Everything we feel, all sensations of love, beauty, magnificence, wonder, amazement, and the whole plethora of infinite feelings is within us. Everything, as far as we know, is within the mind. There is nothing that is not the mind. Everything you have experienced or seen, everything you know to be real, must have been taken in through some aperture or form of filtration. Light is filtered through the eyes, sound through vibrations that are organized by the ears. These things are perceptions that can only exist through us.
If people think poorly of you, you cannot feel or hear their thoughts. If you intuit them, the bad feeling is within you. There is nothing they are doing that is making you feel that way. All of this is to say that within you there is, as Vonnegut put it, “an unwavering band of light”. As wrote in Bluebeard: “His situation, insofar as he was a machine, was complex, tragic, and laughable. But the sacred part of him, his awareness, remained an unwavering band of light.” The external really has nothing to do with you. It is a deep and ancient cry, the cry of the infant, the cry for love that was not given, for validation that you did not receive when we wanted it. For just one moment it would have been nice if you had been “seen”.

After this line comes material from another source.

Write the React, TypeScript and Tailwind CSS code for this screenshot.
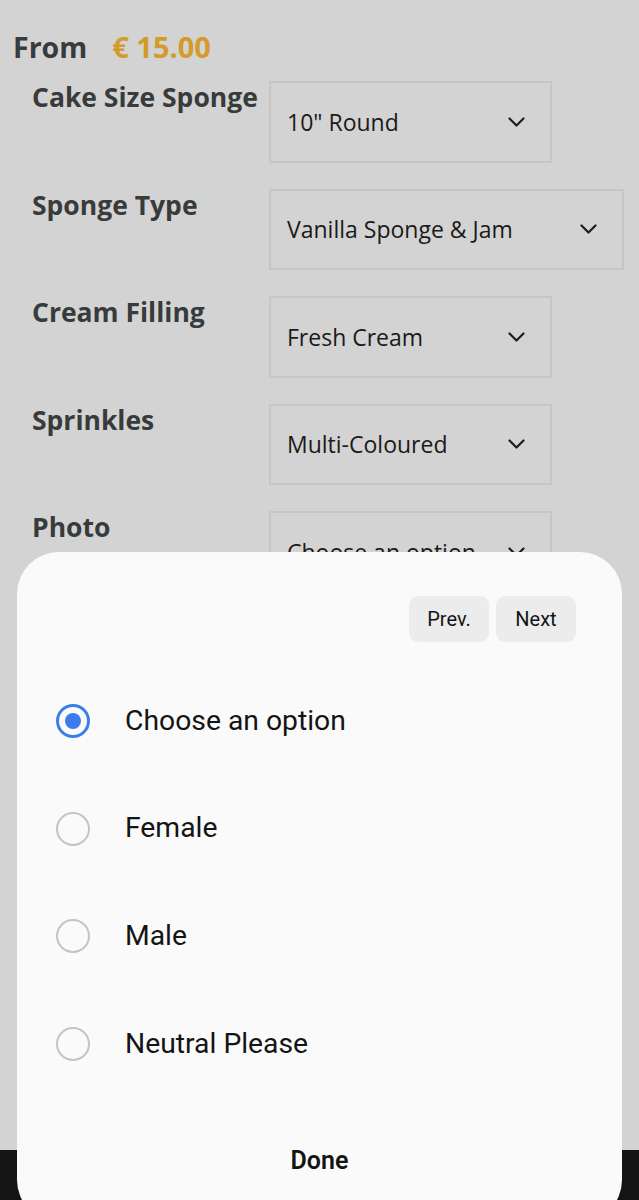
import React from "react";

const rows = [
  { label: "Cake Size Sponge", value: "10\" Round", wide: false },
  { label: "Sponge Type", value: "Vanilla Sponge & Jam", wide: true },
  { label: "Cream Filling", value: "Fresh Cream", wide: false },
  { label: "Sprinkles", value: "Multi-Coloured", wide: false },
  { label: "Photo", value: "Choose an option", wide: false },
];

const options = ["Choose an option", "Female", "Male", "Neutral Please"];

function Chevron() {
  return (
    <svg width="17" height="10" viewBox="0 0 17 10" fill="none" className="shrink-0">
      <polyline
        points="1.5,1.5 8.5,8.5 15.5,1.5"
        stroke="#1c1c1c"
        strokeWidth="2.2"
        strokeLinecap="round"
        strokeLinejoin="round"
      />
    </svg>
  );
}

function Radio({ checked }: { checked: boolean }) {
  if (checked) {
    return (
      <span className="flex h-[34px] w-[34px] shrink-0 items-center justify-center rounded-full border-[3.5px] border-[#3c7ded]">
        <span className="h-[16px] w-[16px] rounded-full bg-[#3c7ded]" />
      </span>
    );
  }
  return <span className="h-[34px] w-[34px] shrink-0 rounded-full border-[2.5px] border-[#c4c4c4]" />;
}

export default function App() {
  return (
    <div className="relative h-[1200px] w-[639px] overflow-hidden bg-[#d3d3d3]">
      {/* Product options (dimmed page) */}
      <div className="font-['Open_Sans',sans-serif] pt-[31px]">
        <div className="flex items-baseline pl-[13px] leading-[32px]">
          <span className="text-[28.5px] font-bold text-[#373b3c]">From</span>
          <span className="ml-[25px] text-[29px] font-bold text-[#d39b2a]">€ 15.00</span>
        </div>

        <div className="mt-[18px] flex flex-col gap-[26px]">
          {rows.map((r) => (
            <div key={r.label} className="flex items-start">
              <div className="w-[269px] shrink-0 pl-[32px] text-[26.5px] font-bold leading-[32px] text-[#373b3c]">
                {r.label}
              </div>
              <div
                className={`flex h-[81.5px] items-center justify-between border-2 border-[#c6c6c6] pl-[16px] pr-[25px] ${
                  r.wide ? "w-[355px]" : "w-[283px]"
                }`}
              >
                <span className="text-[23px] text-[#1a1a1a]">{r.value}</span>
                <Chevron />
              </div>
            </div>
          ))}
        </div>
      </div>

      {/* Bottom bar behind the sheet */}
      <div className="absolute bottom-0 left-0 h-[50px] w-full bg-[#141414]" />

      {/* Bottom sheet */}
      <div className="absolute left-[17px] top-[552px] h-[670px] w-[605px] rounded-[42px] bg-[#fafafa] font-['Roboto',sans-serif]">
        <div className="flex justify-end gap-[7px] pr-[46px] pt-[44px]">
          <button className="h-[46px] w-[80px] rounded-[9px] bg-[#ececec] text-[20px] text-[#141414]">Prev.</button>
          <button className="h-[46px] w-[80px] rounded-[9px] bg-[#ececec] text-[20px] text-[#141414]">Next</button>
        </div>

        <div className="mt-[25px] flex flex-col">
          {options.map((o, i) => (
            <div key={o} className="flex h-[107.7px] items-center gap-[35px] pl-[39px]">
              <Radio checked={i === 0} />
              <span className="text-[28.3px] text-[#141414]">{o}</span>
            </div>
          ))}
        </div>

        <div className="mt-[33px] text-center text-[25px] font-semibold leading-[60px] text-[#141414]">Done</div>
      </div>
    </div>
  );
}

It’s easy to fault others, but life is complex and hectic. It is hard to take a moment to “see” someone. Well, currently we are creating a society that merely perpetuates this problem. It augments the narcissistic tendencies by creating a delusion, an illusory version of being seen, through instagram posts of scenic trips and tweets that sound clever and incisive. But deep down, these do not create the genuine feeling of being “seen”. What does create that feeling is a quiet, authentic, and soulful conversation with another person. A moment when the rest of the world stops and two people “see” each other. That is something of value.
I wish I had the answer to this conundrum. But what I can say is that it is someone that is not to be thought but lived. When we descend into ourselves we find an endless wellspring of value, but the true task is to then convert and sublimate this into a path we can walk down. With each step we stamp our identity onto the world, a unique pattern that is “you”, the self, Atman. As we manifest ourselves the external validation may come but it ceases to matter. What is internal is enough to nourish us fully. I wrote this with the understanding that it isn’t my best writing. I wanted to write something that would help me be seen. It shouldn’t matter if it is seen. I am proud of it because I see myself.